Data extracted from a collection:
=====

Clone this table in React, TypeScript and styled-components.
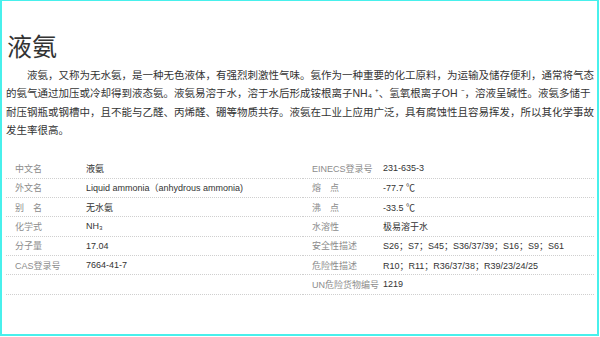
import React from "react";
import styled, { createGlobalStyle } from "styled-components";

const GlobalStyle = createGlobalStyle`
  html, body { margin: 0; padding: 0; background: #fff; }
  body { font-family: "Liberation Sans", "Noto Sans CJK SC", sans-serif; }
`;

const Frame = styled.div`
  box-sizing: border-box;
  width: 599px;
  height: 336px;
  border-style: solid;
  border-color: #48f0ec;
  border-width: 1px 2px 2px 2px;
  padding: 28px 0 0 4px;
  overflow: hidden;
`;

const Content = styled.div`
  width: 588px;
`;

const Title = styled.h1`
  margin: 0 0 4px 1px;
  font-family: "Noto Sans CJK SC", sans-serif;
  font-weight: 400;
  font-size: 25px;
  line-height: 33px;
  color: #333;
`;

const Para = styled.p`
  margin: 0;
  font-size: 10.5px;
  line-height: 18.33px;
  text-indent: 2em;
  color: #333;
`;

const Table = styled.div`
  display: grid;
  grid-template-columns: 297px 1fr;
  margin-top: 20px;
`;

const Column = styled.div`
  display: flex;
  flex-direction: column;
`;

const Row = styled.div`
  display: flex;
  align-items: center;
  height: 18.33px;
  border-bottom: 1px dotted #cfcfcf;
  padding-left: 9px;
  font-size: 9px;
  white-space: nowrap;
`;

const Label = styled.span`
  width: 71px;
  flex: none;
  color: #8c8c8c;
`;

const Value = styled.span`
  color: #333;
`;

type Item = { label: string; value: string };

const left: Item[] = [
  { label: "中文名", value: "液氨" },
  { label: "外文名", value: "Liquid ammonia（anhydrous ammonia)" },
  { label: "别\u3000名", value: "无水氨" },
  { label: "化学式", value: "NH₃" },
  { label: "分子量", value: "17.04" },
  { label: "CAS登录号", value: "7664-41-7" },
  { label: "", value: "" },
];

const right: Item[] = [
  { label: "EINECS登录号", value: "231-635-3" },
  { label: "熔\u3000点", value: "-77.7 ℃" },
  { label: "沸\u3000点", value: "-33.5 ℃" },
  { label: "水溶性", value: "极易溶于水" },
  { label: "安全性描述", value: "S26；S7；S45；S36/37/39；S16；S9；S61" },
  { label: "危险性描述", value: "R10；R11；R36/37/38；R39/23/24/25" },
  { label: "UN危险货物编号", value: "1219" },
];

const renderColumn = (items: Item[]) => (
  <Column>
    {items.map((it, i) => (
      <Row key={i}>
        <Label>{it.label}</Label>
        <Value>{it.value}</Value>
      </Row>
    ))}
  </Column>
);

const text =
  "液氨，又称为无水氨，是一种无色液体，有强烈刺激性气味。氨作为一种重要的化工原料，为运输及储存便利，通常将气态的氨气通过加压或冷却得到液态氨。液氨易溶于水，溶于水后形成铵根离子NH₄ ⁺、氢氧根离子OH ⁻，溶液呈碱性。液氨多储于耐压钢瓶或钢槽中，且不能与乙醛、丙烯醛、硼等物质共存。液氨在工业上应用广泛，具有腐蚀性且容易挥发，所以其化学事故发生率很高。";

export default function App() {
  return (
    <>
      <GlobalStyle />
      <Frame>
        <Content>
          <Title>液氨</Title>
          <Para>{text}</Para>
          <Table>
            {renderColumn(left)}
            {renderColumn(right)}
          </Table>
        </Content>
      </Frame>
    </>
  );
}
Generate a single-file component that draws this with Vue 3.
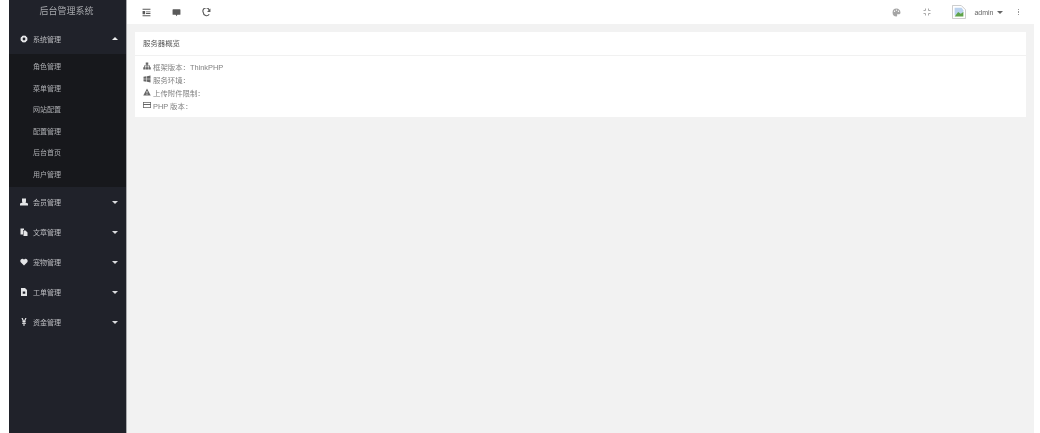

=====

[GIVEN REQUEST]
Set each line of the records down exactly, leaving every picture out.

[EXERCISE ANSWER]
Clone this table in React, TypeScript and styled-components.
import React from "react";
import styled, { createGlobalStyle } from "styled-components";

const GlobalStyle = createGlobalStyle`
  html, body { margin: 0; padding: 0; background: #fff; }
  body { font-family: "Liberation Sans", "Noto Sans CJK SC", sans-serif; }
`;

const Frame = styled.div`
  box-sizing: border-box;
  width: 599px;
  height: 336px;
  border-style: solid;
  border-color: #48f0ec;
  border-width: 1px 2px 2px 2px;
  padding: 28px 0 0 4px;
  overflow: hidden;
`;

const Content = styled.div`
  width: 588px;
`;

const Title = styled.h1`
  margin: 0 0 4px 1px;
  font-family: "Noto Sans CJK SC", sans-serif;
  font-weight: 400;
  font-size: 25px;
  line-height: 33px;
  color: #333;
`;

const Para = styled.p`
  margin: 0;
  font-size: 10.5px;
  line-height: 18.33px;
  text-indent: 2em;
  color: #333;
`;

const Table = styled.div`
  display: grid;
  grid-template-columns: 297px 1fr;
  margin-top: 20px;
`;

const Column = styled.div`
  display: flex;
  flex-direction: column;
`;

const Row = styled.div`
  display: flex;
  align-items: center;
  height: 18.33px;
  border-bottom: 1px dotted #cfcfcf;
  padding-left: 9px;
  font-size: 9px;
  white-space: nowrap;
`;

const Label = styled.span`
  width: 71px;
  flex: none;
  color: #8c8c8c;
`;

const Value = styled.span`
  color: #333;
`;

type Item = { label: string; value: string };

const left: Item[] = [
  { label: "中文名", value: "液氨" },
  { label: "外文名", value: "Liquid ammonia（anhydrous ammonia)" },
  { label: "别\u3000名", value: "无水氨" },
  { label: "化学式", value: "NH₃" },
  { label: "分子量", value: "17.04" },
  { label: "CAS登录号", value: "7664-41-7" },
  { label: "", value: "" },
];

const right: Item[] = [
  { label: "EINECS登录号", value: "231-635-3" },
  { label: "熔\u3000点", value: "-77.7 ℃" },
  { label: "沸\u3000点", value: "-33.5 ℃" },
  { label: "水溶性", value: "极易溶于水" },
  { label: "安全性描述", value: "S26；S7；S45；S36/37/39；S16；S9；S61" },
  { label: "危险性描述", value: "R10；R11；R36/37/38；R39/23/24/25" },
  { label: "UN危险货物编号", value: "1219" },
];

const renderColumn = (items: Item[]) => (
  <Column>
    {items.map((it, i) => (
      <Row key={i}>
        <Label>{it.label}</Label>
        <Value>{it.value}</Value>
      </Row>
    ))}
  </Column>
);

const text =
  "液氨，又称为无水氨，是一种无色液体，有强烈刺激性气味。氨作为一种重要的化工原料，为运输及储存便利，通常将气态的氨气通过加压或冷却得到液态氨。液氨易溶于水，溶于水后形成铵根离子NH₄ ⁺、氢氧根离子OH ⁻，溶液呈碱性。液氨多储于耐压钢瓶或钢槽中，且不能与乙醛、丙烯醛、硼等物质共存。液氨在工业上应用广泛，具有腐蚀性且容易挥发，所以其化学事故发生率很高。";

export default function App() {
  return (
    <>
      <GlobalStyle />
      <Frame>
        <Content>
          <Title>液氨</Title>
          <Para>{text}</Para>
          <Table>
            {renderColumn(left)}
            {renderColumn(right)}
          </Table>
        </Content>
      </Frame>
    </>
  );
}
Generate a single-file component that draws this with Vue 3.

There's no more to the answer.